Open superior1993 opened 5 years ago
@superior1993 No changes are required. You just create training/test/validation set by using the scripts/flist.py
script. Make sure to follow the instructions provided when training and whenever possible use the pre-trained weights.
The edges.flist is only used when you are using an external library to create edges. If you wish to use Canny edge detector (the default) you won't be needing to generate corresponding edges.
Thank you very much for your excellent work. There is a problem with the training. I have modified the 'MODEL':4 and 'MAX_ITERS':500000 in the config.py.But in the terminal input command: python train.py --model 4 -- checkpoint ./checkpoints/pascal, the display configuration and modification are inconsistent, and the program reports an error. RuntimeError: CUDA out of memory.
@superior1993 I think your batch size of 15 is too large for your GPU memory. Try reducing the batch size.
In fact, I have already changed the batch_size to 1 in config.py and still report an error. Why is the configuration information printed by the terminal inconsistent with my modification? I trained the first stage edge model to set the batch_size to be 8, and the second stage inpaint model to set the batch_size to be 16, which will affect the third stage joint model? Thank you
I modified config.yml and no longer reported an error. In fact, I found an error. In model=4, I need to modify dis_loss.backward(retain_graph = True) in models.py , line 256. Otherwise, RuntimeError: Trying to backward through the graph a second time. Finally, I want to ask you some questions. If I run models 1 and 2 on train.py, do I need to run models 3 and 4 again? In fact, I am not very clear about the specific models 3 and 4. Could you please explain it? Thank you.

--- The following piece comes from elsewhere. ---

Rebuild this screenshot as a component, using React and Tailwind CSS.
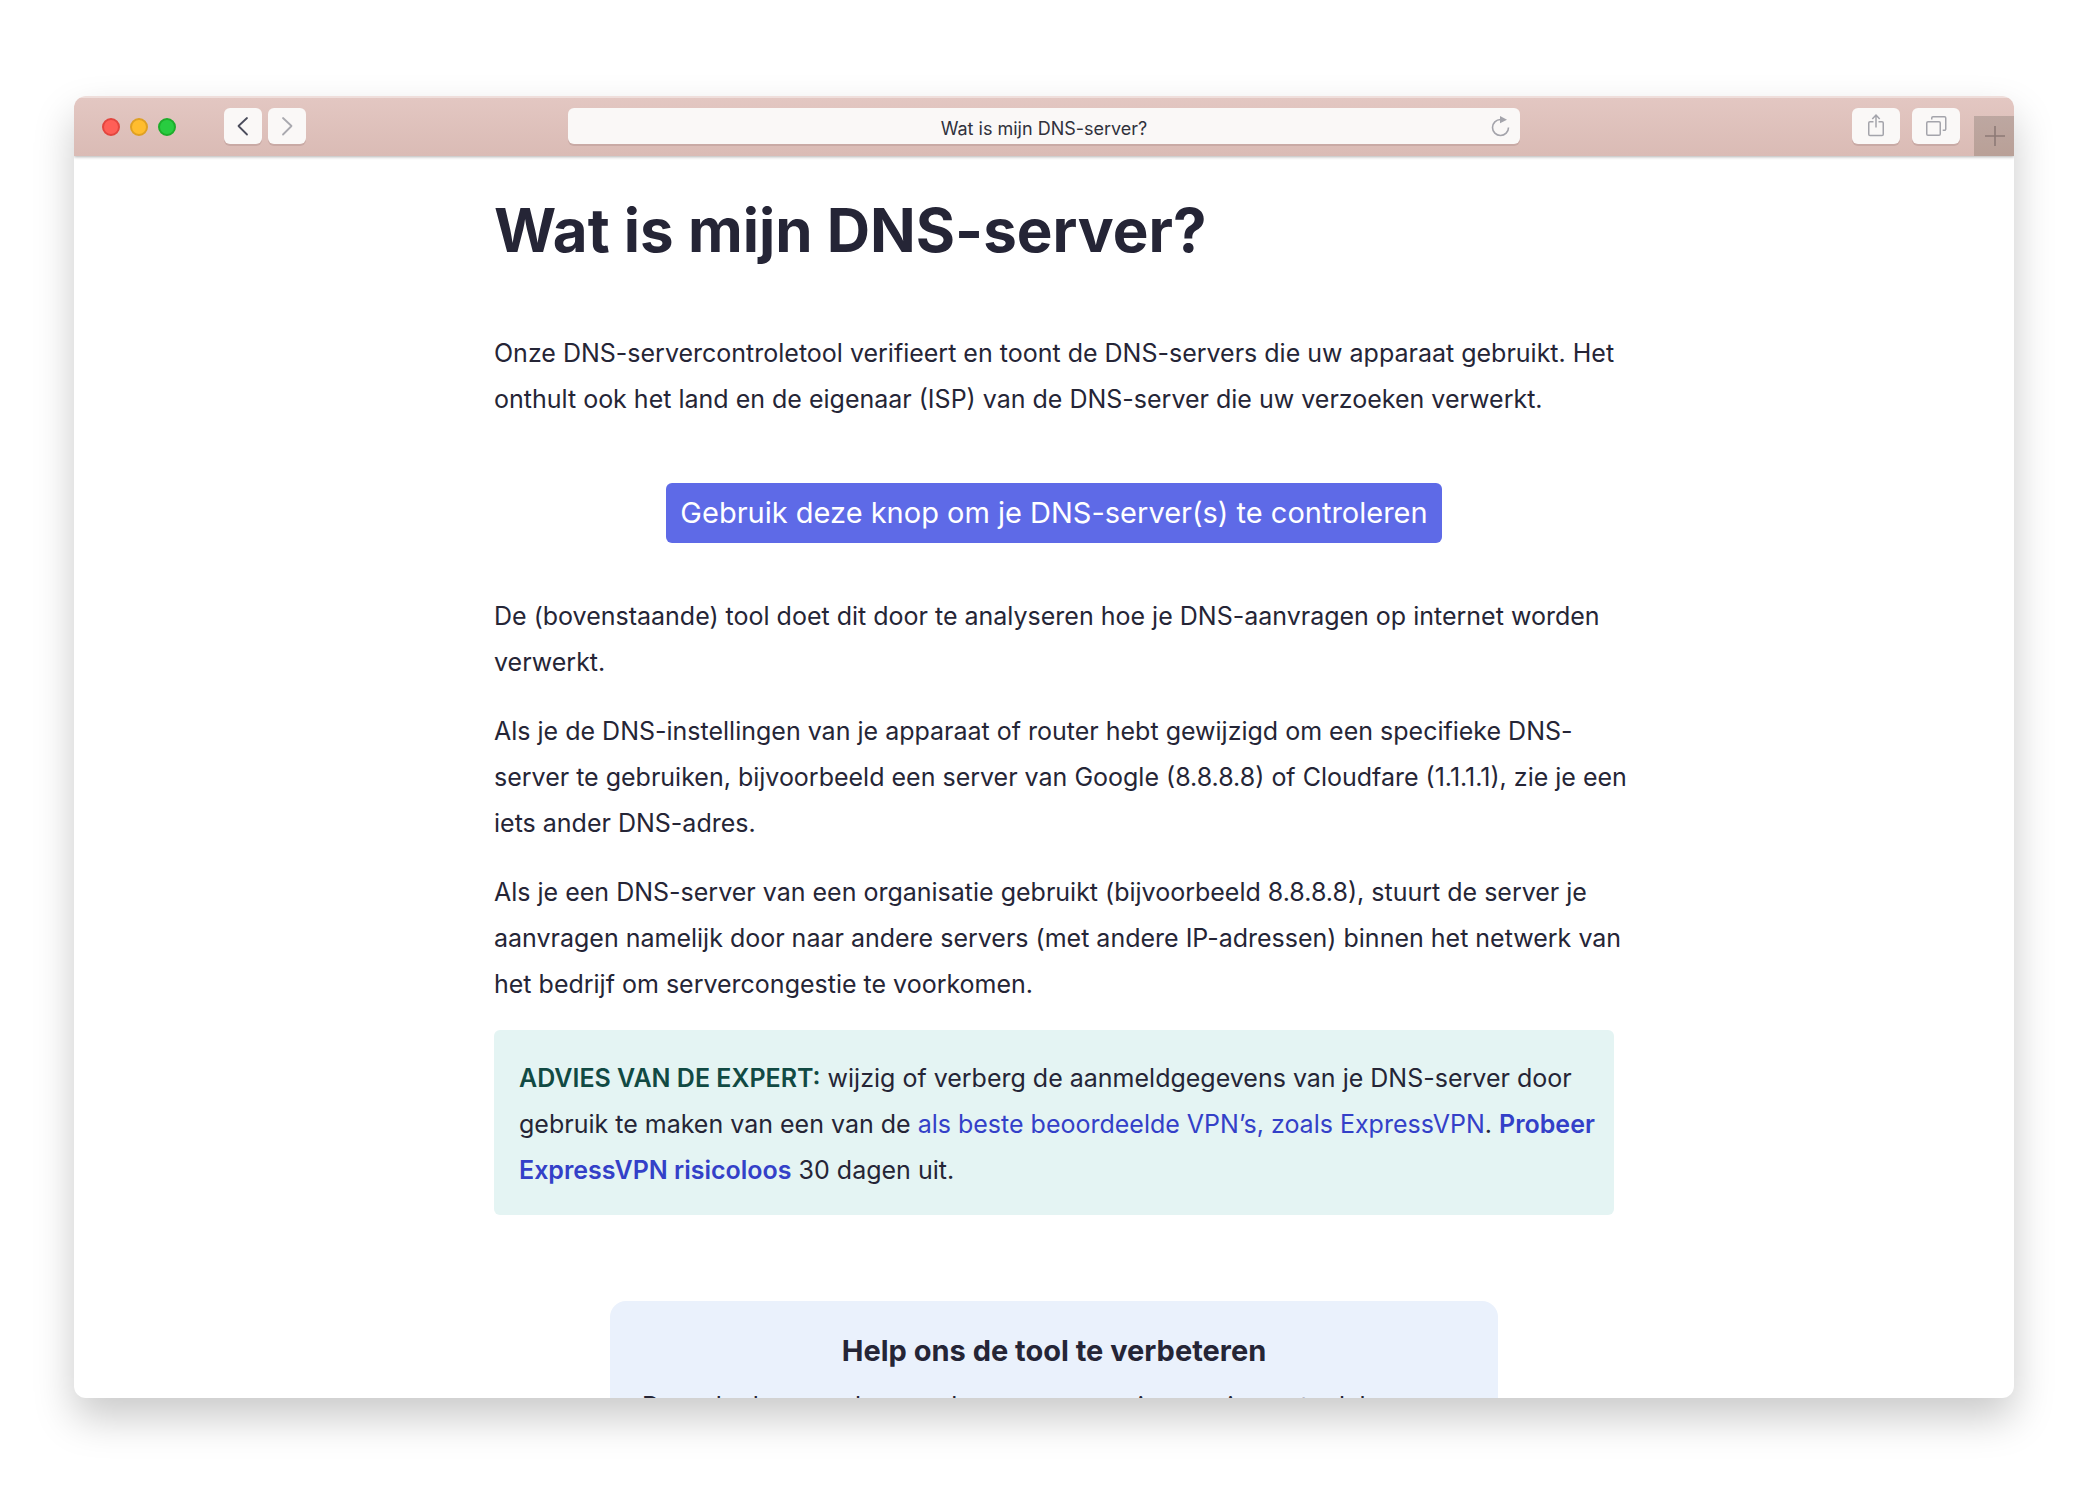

I have also met the same problem with you @superior1993 . In model=4, I need to modify dis_loss.backward(retain_graph = True) in models.py , line 256. Otherwise, RuntimeError: Trying to backward through the graph a second time. After I changed the batcj size to 2, then I got RuntimeError: reduce failed to synchronize: device-side assert triggered.
I modified config.yml and no longer reported an error. In fact, I found an error. In model=4, I need to modify dis_loss.backward(retain_graph = True) in models.py , line 256. Otherwise, RuntimeError: Trying to backward through the graph a second time. Finally, I want to ask you some questions. If I run models 1 and 2 on train.py, do I need to run models 3 and 4 again? In fact, I am not very clear about the specific models 3 and 4. Could you please explain it? Thank you.
@knazeri would you mind to explain the differences between models 3 and 4? When should I use 3 and 4? @12ycli have you found an explanation?
Hello, I want to ask you some questions. I want to train on Pascal voc 2012, how to generate the corresponding pascal_edges_val.flist file.Or can I train on Pascal voc 2012? What changes need to be made? thanks.